Turkish bonds fell, pushing two-year yields to the highest in more than a year, amid speculation higher borrowing costs will be needed to shore up the lira.
The yield on two-year government notes was 11.13 percent at 5 p.m. in Istanbul, following a 95 basis-point spike during the week to the highest level since March 2014. The lira ended little changed at 2.9149 after dropping 2.9 percent this week. It marked the fifth week of losses, the longest stretch since January.
Pressure is mounting on the central bank to act to bolster the lira after the collapse of coalition talks last week sent the currency to record lows for six consecutive days. The selloff worsened Tuesday when policymakers kept interest rates on hold for a sixth month and the next day signaled they may not raise borrowing costs before the Federal Reserve.
“Now that the currency is under attack, speculation of an emergency move by the central bank has emerged,” Evren Kirikoglu, a fixed income strategist at Akbank TAS in Istanbul, said by e-mail. “That’s why repricing is taking place now in all sectors of the curve.”
The lira has weakened 20 percent this year, the third-worst performer in emerging markets amid the political deadlock and intensified violence by Kurdish, Islamic and leftist militants that reached the capital, Istanbul.

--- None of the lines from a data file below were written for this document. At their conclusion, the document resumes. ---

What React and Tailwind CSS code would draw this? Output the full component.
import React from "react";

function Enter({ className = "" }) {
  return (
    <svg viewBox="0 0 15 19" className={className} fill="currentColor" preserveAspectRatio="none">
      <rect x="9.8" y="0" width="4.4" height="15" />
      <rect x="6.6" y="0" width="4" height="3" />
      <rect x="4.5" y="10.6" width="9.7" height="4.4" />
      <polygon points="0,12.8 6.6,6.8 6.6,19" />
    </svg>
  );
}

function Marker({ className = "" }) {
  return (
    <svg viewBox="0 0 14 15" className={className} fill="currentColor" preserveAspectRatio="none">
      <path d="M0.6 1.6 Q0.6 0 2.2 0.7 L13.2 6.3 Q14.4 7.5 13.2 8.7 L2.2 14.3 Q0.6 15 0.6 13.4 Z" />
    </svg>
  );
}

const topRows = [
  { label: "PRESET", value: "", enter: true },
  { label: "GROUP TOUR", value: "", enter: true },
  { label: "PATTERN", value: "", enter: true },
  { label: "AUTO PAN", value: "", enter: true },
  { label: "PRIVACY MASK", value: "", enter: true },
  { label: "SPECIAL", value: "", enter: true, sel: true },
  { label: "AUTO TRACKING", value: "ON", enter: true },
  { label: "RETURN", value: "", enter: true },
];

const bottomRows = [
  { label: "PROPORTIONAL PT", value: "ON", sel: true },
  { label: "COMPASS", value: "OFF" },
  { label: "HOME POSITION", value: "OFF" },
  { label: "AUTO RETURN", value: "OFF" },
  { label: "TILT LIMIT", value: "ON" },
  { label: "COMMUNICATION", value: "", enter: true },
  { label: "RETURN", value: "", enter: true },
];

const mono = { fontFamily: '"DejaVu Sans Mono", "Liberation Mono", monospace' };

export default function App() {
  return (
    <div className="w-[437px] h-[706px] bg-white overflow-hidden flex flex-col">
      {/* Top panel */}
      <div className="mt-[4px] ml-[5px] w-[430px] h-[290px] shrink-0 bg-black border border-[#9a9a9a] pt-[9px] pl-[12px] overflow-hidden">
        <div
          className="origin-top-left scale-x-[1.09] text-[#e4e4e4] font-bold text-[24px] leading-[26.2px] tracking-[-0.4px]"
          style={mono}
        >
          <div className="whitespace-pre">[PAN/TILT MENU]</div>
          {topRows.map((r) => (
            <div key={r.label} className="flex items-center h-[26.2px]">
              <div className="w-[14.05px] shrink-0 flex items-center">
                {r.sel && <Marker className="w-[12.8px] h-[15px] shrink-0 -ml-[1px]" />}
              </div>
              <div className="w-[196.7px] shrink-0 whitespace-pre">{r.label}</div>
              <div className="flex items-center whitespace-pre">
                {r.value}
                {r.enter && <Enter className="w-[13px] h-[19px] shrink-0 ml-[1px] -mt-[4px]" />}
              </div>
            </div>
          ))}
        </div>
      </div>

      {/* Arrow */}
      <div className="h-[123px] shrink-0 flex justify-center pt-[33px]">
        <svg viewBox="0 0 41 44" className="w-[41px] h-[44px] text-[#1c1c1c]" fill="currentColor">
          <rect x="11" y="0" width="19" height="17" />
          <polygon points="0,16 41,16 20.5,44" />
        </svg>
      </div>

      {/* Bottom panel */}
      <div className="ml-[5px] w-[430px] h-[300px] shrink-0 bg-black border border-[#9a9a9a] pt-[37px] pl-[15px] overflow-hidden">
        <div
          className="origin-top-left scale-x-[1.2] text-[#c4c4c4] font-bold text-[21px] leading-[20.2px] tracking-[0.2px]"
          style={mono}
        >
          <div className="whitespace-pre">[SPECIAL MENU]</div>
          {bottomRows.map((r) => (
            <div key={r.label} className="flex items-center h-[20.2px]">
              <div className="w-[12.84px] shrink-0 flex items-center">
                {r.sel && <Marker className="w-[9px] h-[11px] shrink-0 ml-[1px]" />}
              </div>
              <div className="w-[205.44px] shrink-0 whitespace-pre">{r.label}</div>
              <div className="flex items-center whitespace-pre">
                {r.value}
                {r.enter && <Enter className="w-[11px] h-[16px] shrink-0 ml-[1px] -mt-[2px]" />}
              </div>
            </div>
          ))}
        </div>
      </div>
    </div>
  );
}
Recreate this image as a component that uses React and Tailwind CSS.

President Recep Tayyip Erdogan could call for a new vote on Sunday, immediately after the legal 45-day period to form a coalition government expires. “God willing, we’ll have an early election on November 1st,” Erdogan told reporters in Istanbul.
While Turkish policy makers kept borrowing costs on hold since February, they’ve pushed the weighted-average cost of central bank funding up more than 100 basis points from a low in March to 8.76 percent as of yesterday by limiting the supply of liras.
The bank decided to implement a tighter liquidity policy for as long as necessary, it said in a statement accompanying its rates decision this week. The monetary policy committee is due to next meet on Sept. 22.
“Political uncertainty, security concerns and expected turbulence, which is to come with the new election, may force the central bank to make an extraordinary meeting much before the next scheduled monetary policy committee meeting and announce an outright rate policy rate hike,” Ozlem Derici, an economist at Deniz Investment in Istanbul, wrote in an e-mailed report.